En estricto sentido, la agroecología no debería ser un instrumento para los esquemas clientelistas capaces de crear nuevas dependencias mediante pagos o compensaciones. Si se aplica desde esa lógica, se corre el riesgo de impulsar un modelo que termine profundizando la fragmentación de los territorios pero también de la solidaridad entre los movimientos campesinos y de la sociedad en general. El condicionamiento económico para que los campesinos realicen “prácticas competitivas y sustentables” es un tema que puede mermar las capacidades de los sujetos para experimentar su autonomía dentro del ámbito de lo local. Si el estado quiere ofrecer una prueba de buena voluntad ecológica bien podría ponerse del lado del amparo colectivo en contra de la siembra transgénica y de paso apostar por una suspensión definitiva para los transgénicos en México así como promover leyes para el etiquetamiento más detallado de todo producto comestible proveniente de Estados Unidos.

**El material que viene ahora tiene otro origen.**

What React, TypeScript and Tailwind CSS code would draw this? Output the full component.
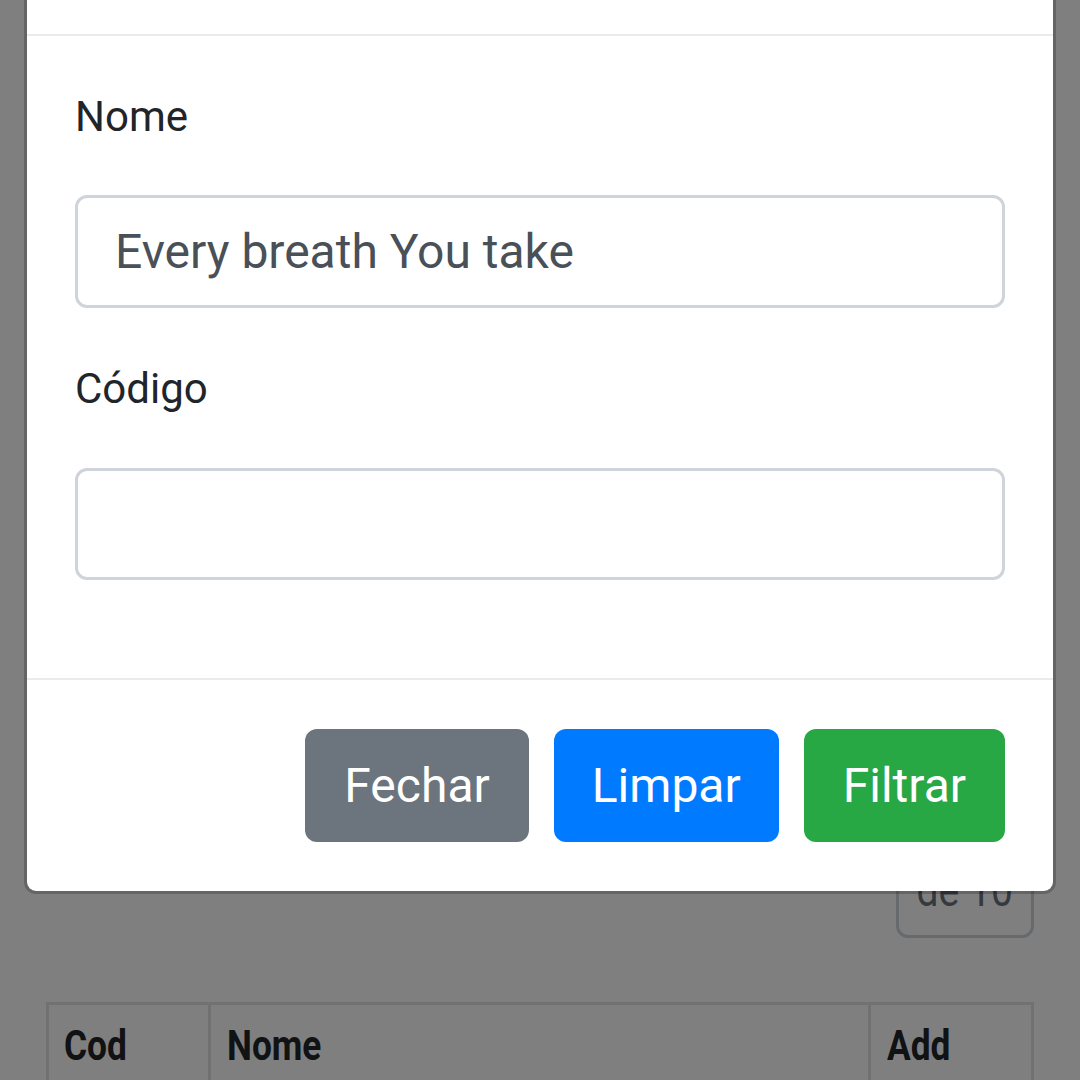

Sabemos que no lo harán ya sea por ineptitud, corrupción o conveniencia. Entonces la pregunta de si estamos ante una agroecología demagógica o una comunitaria puede ser respondida de una vez. Falta sin embargo otra pregunta: ¿será capaz el Estado con su demagogia y políticas simuladoras de cooptar el empoderamiento comunitario? Nuestro sentir-pensar apuesta por la esperanza de que será la agroecología comunitaria la que cooptará con su revolución pacífica a cualquier política e intensión simuladora provenga desde donde provenga.